Here, I have finally got the right planks and have placed the dolls on it. But they seem to not look okay: it is simply not possible to see a doll from every angle.
The empress doll has finally got her crown on, so now you can define its age! It was made in the 30s, not later!
Now I am waiting for the final glassing to be done and meanwhile, roaming the exhibition again…
It is 10 o’clock in the evening, and there is nobody else in the building except the chief executive doing the evening rounds and giving the last orders (we will come back to this later).
The exhibits: some of them are resting in peace, getting ready to rock tomorrow’s exhibition, when other ikebana are just smartening up.
There are neck-pieces ornamented with Japanese prints on both the ground and the first floors.
A scroll of something I do not know. Another wall and bamboo again.
The dolls are finally placed under the showcases! It is time to go home!
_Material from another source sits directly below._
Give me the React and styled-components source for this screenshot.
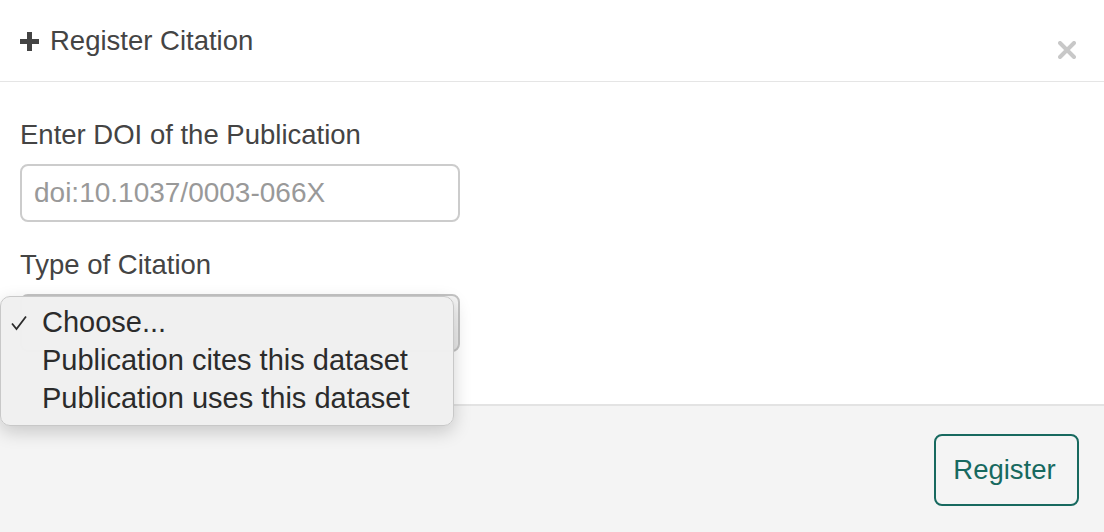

So, I am on my way home. The time is around 11 pm. The gardener ran into me at the stairs. His working day is not finished yet… and I have no idea when it began!
And over there, on the left, something is getting installed into the showcases of our kimonos. They must be arranging lights.
I will explain. Since I signed onto the festival at the last moment, the organizers honestly warned me about the impossibility to arrange lights in my kimono-decorated showcases. There is just no possible way to do it. Well, I can get over it.
But, there is a special reason behind me mentioning the evening round of the chief executive. I did not pay attention to what orders he was giving, none of my business. But as you may see, when I was leaving they began to install lights into my showcases.
A dialogue between the fitters:
— Vasiliy Andreevich, are you going to go home tonight?
A bit of joke is undoubtedly present.
Last note: during the whole day there was music playing in the hall. Japanese or relaxing European sounds.
To get installed with music!!!
7 hours of hassling… i.e. 7 hours of something that could be called a hassle but it was just an off-gauge situation. Partially, thanks to the music and to the rest, thanks to all the rest!